Available data
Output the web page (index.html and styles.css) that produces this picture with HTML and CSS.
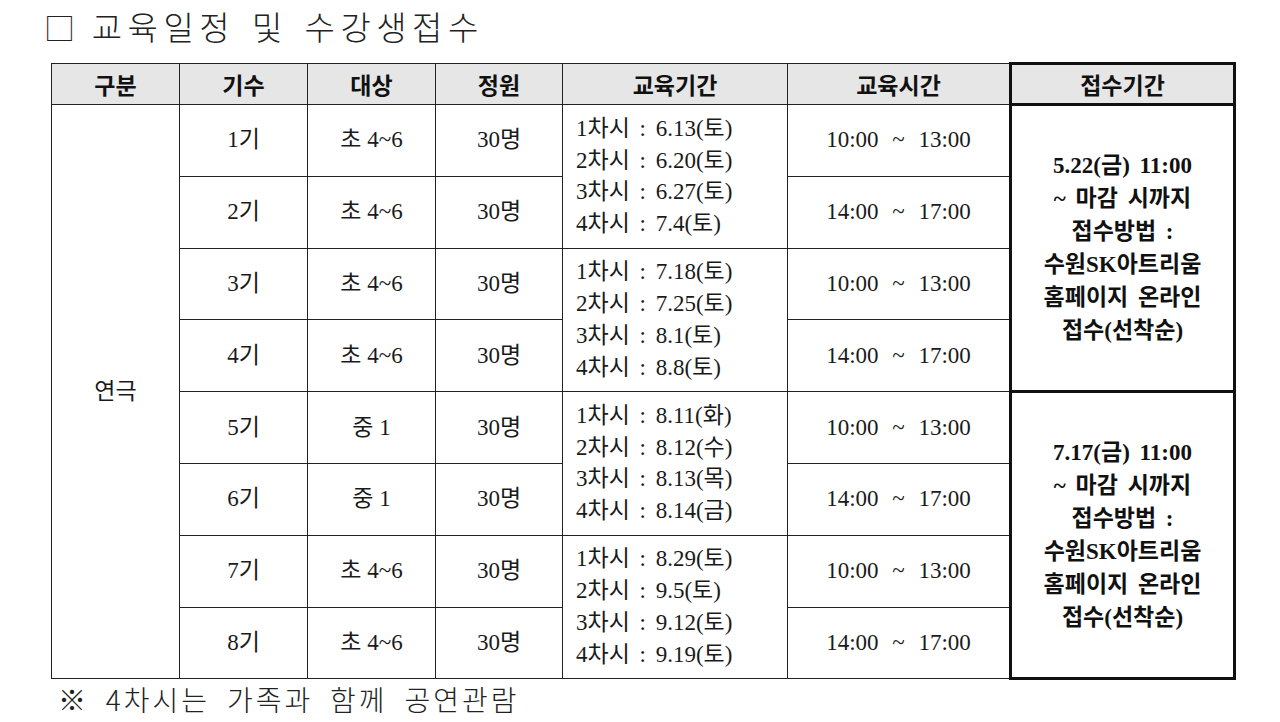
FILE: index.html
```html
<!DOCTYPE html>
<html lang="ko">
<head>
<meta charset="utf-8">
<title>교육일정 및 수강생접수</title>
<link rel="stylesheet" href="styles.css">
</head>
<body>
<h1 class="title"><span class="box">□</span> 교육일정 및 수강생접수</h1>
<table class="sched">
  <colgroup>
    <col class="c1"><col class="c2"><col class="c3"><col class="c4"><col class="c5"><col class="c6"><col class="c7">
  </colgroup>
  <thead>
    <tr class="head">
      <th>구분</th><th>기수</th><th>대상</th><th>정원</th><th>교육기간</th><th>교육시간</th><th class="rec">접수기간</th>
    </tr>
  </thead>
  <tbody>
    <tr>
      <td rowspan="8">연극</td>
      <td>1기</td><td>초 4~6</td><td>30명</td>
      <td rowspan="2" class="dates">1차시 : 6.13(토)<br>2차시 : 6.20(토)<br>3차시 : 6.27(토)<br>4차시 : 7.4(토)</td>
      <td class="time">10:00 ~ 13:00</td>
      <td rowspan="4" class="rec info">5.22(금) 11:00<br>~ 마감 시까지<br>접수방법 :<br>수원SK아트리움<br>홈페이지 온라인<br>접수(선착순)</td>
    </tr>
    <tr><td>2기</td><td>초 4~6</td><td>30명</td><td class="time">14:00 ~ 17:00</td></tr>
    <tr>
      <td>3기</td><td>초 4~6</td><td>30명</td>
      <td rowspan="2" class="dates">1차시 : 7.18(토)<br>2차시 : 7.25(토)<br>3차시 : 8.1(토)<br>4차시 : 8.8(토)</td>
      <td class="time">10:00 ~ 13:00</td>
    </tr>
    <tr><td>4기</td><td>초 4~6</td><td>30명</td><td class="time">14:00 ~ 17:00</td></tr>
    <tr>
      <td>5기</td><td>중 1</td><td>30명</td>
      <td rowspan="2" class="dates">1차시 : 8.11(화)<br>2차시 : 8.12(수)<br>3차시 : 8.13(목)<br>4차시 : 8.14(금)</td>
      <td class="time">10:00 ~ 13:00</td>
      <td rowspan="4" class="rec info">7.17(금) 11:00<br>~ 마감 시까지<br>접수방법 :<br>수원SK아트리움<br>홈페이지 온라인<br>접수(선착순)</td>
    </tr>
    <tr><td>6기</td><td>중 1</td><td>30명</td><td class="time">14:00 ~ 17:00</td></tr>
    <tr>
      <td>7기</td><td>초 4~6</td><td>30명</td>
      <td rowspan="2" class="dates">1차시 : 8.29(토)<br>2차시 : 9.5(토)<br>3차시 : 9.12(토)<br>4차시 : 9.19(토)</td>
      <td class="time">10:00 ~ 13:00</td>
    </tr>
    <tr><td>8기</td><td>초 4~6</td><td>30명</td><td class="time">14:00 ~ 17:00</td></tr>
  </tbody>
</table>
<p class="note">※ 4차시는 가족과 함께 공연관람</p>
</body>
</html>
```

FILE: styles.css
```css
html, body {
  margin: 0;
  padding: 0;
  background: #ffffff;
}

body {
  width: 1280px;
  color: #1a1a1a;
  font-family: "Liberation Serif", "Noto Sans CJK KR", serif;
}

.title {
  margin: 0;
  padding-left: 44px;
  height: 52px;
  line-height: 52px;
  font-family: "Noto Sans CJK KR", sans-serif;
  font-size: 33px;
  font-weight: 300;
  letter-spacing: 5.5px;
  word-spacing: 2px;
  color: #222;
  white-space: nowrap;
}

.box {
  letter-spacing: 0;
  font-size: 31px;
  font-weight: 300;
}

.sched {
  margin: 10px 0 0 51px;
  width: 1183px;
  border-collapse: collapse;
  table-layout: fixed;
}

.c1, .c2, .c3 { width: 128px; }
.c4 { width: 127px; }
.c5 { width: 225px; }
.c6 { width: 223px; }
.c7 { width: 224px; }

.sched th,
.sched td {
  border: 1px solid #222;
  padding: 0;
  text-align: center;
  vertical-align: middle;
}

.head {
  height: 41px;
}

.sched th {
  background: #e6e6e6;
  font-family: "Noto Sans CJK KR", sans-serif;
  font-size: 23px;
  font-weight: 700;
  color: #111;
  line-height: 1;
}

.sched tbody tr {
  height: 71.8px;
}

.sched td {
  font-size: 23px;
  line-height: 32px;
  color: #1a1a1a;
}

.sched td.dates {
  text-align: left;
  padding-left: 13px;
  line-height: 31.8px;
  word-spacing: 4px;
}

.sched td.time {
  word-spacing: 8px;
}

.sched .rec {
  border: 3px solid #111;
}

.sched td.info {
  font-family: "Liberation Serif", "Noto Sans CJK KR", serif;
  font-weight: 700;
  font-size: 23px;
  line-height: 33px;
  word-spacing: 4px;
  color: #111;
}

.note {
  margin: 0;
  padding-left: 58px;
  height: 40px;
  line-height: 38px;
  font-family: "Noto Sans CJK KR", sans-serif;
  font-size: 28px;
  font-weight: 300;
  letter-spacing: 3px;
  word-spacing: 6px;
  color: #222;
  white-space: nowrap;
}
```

What is required
Drop the images and repeat the data exactly.

Exercise output
Output the web page (index.html and styles.css) that produces this picture with HTML and CSS.
FILE: index.html
```html
<!DOCTYPE html>
<html lang="ko">
<head>
<meta charset="utf-8">
<title>교육일정 및 수강생접수</title>
<link rel="stylesheet" href="styles.css">
</head>
<body>
<h1 class="title"><span class="box">□</span> 교육일정 및 수강생접수</h1>
<table class="sched">
  <colgroup>
    <col class="c1"><col class="c2"><col class="c3"><col class="c4"><col class="c5"><col class="c6"><col class="c7">
  </colgroup>
  <thead>
    <tr class="head">
      <th>구분</th><th>기수</th><th>대상</th><th>정원</th><th>교육기간</th><th>교육시간</th><th class="rec">접수기간</th>
    </tr>
  </thead>
  <tbody>
    <tr>
      <td rowspan="8">연극</td>
      <td>1기</td><td>초 4~6</td><td>30명</td>
      <td rowspan="2" class="dates">1차시 : 6.13(토)<br>2차시 : 6.20(토)<br>3차시 : 6.27(토)<br>4차시 : 7.4(토)</td>
      <td class="time">10:00 ~ 13:00</td>
      <td rowspan="4" class="rec info">5.22(금) 11:00<br>~ 마감 시까지<br>접수방법 :<br>수원SK아트리움<br>홈페이지 온라인<br>접수(선착순)</td>
    </tr>
    <tr><td>2기</td><td>초 4~6</td><td>30명</td><td class="time">14:00 ~ 17:00</td></tr>
    <tr>
      <td>3기</td><td>초 4~6</td><td>30명</td>
      <td rowspan="2" class="dates">1차시 : 7.18(토)<br>2차시 : 7.25(토)<br>3차시 : 8.1(토)<br>4차시 : 8.8(토)</td>
      <td class="time">10:00 ~ 13:00</td>
    </tr>
    <tr><td>4기</td><td>초 4~6</td><td>30명</td><td class="time">14:00 ~ 17:00</td></tr>
    <tr>
      <td>5기</td><td>중 1</td><td>30명</td>
      <td rowspan="2" class="dates">1차시 : 8.11(화)<br>2차시 : 8.12(수)<br>3차시 : 8.13(목)<br>4차시 : 8.14(금)</td>
      <td class="time">10:00 ~ 13:00</td>
      <td rowspan="4" class="rec info">7.17(금) 11:00<br>~ 마감 시까지<br>접수방법 :<br>수원SK아트리움<br>홈페이지 온라인<br>접수(선착순)</td>
    </tr>
    <tr><td>6기</td><td>중 1</td><td>30명</td><td class="time">14:00 ~ 17:00</td></tr>
    <tr>
      <td>7기</td><td>초 4~6</td><td>30명</td>
      <td rowspan="2" class="dates">1차시 : 8.29(토)<br>2차시 : 9.5(토)<br>3차시 : 9.12(토)<br>4차시 : 9.19(토)</td>
      <td class="time">10:00 ~ 13:00</td>
    </tr>
    <tr><td>8기</td><td>초 4~6</td><td>30명</td><td class="time">14:00 ~ 17:00</td></tr>
  </tbody>
</table>
<p class="note">※ 4차시는 가족과 함께 공연관람</p>
</body>
</html>
```

FILE: styles.css
```css
html, body {
  margin: 0;
  padding: 0;
  background: #ffffff;
}

body {
  width: 1280px;
  color: #1a1a1a;
  font-family: "Liberation Serif", "Noto Sans CJK KR", serif;
}

.title {
  margin: 0;
  padding-left: 44px;
  height: 52px;
  line-height: 52px;
  font-family: "Noto Sans CJK KR", sans-serif;
  font-size: 33px;
  font-weight: 300;
  letter-spacing: 5.5px;
  word-spacing: 2px;
  color: #222;
  white-space: nowrap;
}

.box {
  letter-spacing: 0;
  font-size: 31px;
  font-weight: 300;
}

.sched {
  margin: 10px 0 0 51px;
  width: 1183px;
  border-collapse: collapse;
  table-layout: fixed;
}

.c1, .c2, .c3 { width: 128px; }
.c4 { width: 127px; }
.c5 { width: 225px; }
.c6 { width: 223px; }
.c7 { width: 224px; }

.sched th,
.sched td {
  border: 1px solid #222;
  padding: 0;
  text-align: center;
  vertical-align: middle;
}

.head {
  height: 41px;
}

.sched th {
  background: #e6e6e6;
  font-family: "Noto Sans CJK KR", sans-serif;
  font-size: 23px;
  font-weight: 700;
  color: #111;
  line-height: 1;
}

.sched tbody tr {
  height: 71.8px;
}

.sched td {
  font-size: 23px;
  line-height: 32px;
  color: #1a1a1a;
}

.sched td.dates {
  text-align: left;
  padding-left: 13px;
  line-height: 31.8px;
  word-spacing: 4px;
}

.sched td.time {
  word-spacing: 8px;
}

.sched .rec {
  border: 3px solid #111;
}

.sched td.info {
  font-family: "Liberation Serif", "Noto Sans CJK KR", serif;
  font-weight: 700;
  font-size: 23px;
  line-height: 33px;
  word-spacing: 4px;
  color: #111;
}

.note {
  margin: 0;
  padding-left: 58px;
  height: 40px;
  line-height: 38px;
  font-family: "Noto Sans CJK KR", sans-serif;
  font-size: 28px;
  font-weight: 300;
  letter-spacing: 3px;
  word-spacing: 6px;
  color: #222;
  white-space: nowrap;
}
```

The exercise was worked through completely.